The consultation will also ask if parents and pupils should have the option of choosing up to four schools instead of three when applying for secondary place.
The council is planning to hold a number of public meetings online and in person
• Thursday 12 December from 10am to 11.30am online
• Tuesday 7 January from 6pm to 7.30pm in person at Hove Town Hall – to be confirmed (TBC)
• Saturday 11 January from 10.30am to noon in person at the Jubilee Library – TBC
The consultation is due to end on Friday 31 January.
Bunch of nimbus? We all want equality but then we all don’t want coz my darling child might have to get a couple of busses. Outrageous idea in a super metropolis of 300k habitants! Like B&H. No! End of the world.
Has cllr Fowler gone as an independent? So much for working class heroine. Has cllr Hill joined the Tories? So much for a “progressive”. That is politricks I guess.
Nonsense. It took a lot of hard work from my parents to give me and my husband a generous enough deposit to buy a property on a postcode with good schools catchment. Can’t these living in catchments with schools they don’t just get deposit money from papa and mama to buy a property with good schools catchment. Why would anyone want to review such system???
Nonsense. It took a lot of hard work from my parents to give me and my husband a generous enough deposit to buy a property on a postcode with good schools catchment. Can’t these living in catchments with schools they don’t just get deposit money from papa and mama to buy a property with good schools catchment. Why would anyone want to review such system???
Having watched 2 cabinet meetings now, it appears to be a system where something is proposed by labour, 2/3 labour councillors have a chance to say how wonderful it is and then the small cabinet votes it through. At least in the old system, there was some form of challenge from the opposition even though the majority voted everything through. It seems the only bit of actually democracy we have, is voting for our local councillors every 4 years – after that, decisions are made by the relatively small, single party cabinet.
By reading your message it is hard not to think you’re one on the 1/3 labour’s councillor. How do you know 2/3 of the labour’s councillor voted for it? This would be a breach of confidentiality, wouls it not?
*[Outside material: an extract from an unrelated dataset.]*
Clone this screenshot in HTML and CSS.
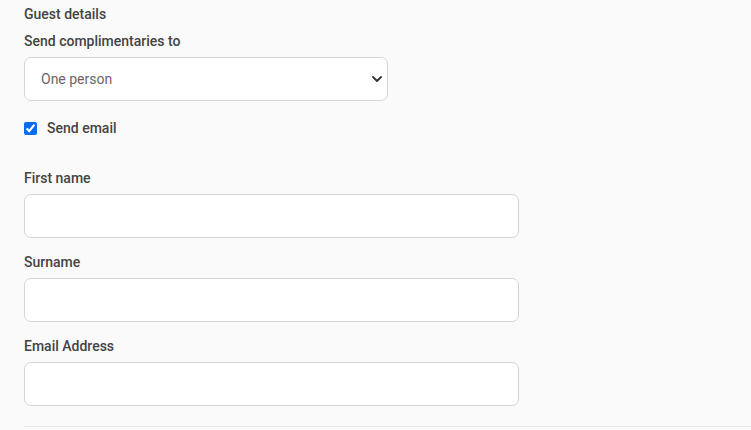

But if you’re, get over yourself you and go back to democracy 101.
The voting is open. It’s obvious how tbe councillors voted.
Parents are the 2nd most insufferable special interest group, after motorists.
Ah, i reckon i’d put dog owners at the top.
A fair contender for the title.
How about an increase in council tax on the highest banded properties, with the proceeds funnelled towards underperforming schools?
So Parents move into the Catchment on the understanding they will get the School that closest to there House. (Primary & Secondary)
Well those that have to take a Council House in Estate they don’t really want, have to take the Nearest Secondary School as it’s in there Catchment area-yet all Students want the Popular 1, even when they don’t know why Students have no idea why Longhill isn’t chosen.
I still think Parents in Whitehawk have lied on Address to get Stringer or Varndean, there no way they get in at Moment, be further out.
School Admissions don’t check every child to the Address, that’s too Time Consuming -they look at Postcode I think that gets them in.
But they need to open it Further so more Children can apply all around for Schools within the City
If Parents are willing to pay Fare then that’s there decision to apply for the Schools-even if it means getting 2 Buses each way at leaving at 7-7.30am
But even a school buses leave from Lidl to Stringer at 7.40, and the same from Whitehawk to Hove Park or Cardinal Newman
Longhill has 3 that go-2 mins apart at 7.41,7.42 & 7.44
Plenty of Children go across the City to Schools.
Frankly ridiculous that the Councils own website states “These proposals are informed by the results of an engagement exercise held in October 2024”
The published outcome of that engagement was a profound rejection of a less severe version of the resulting proposal.
Children of the city the losers whilst adults have a go at playing politics, ignoring the factual reality.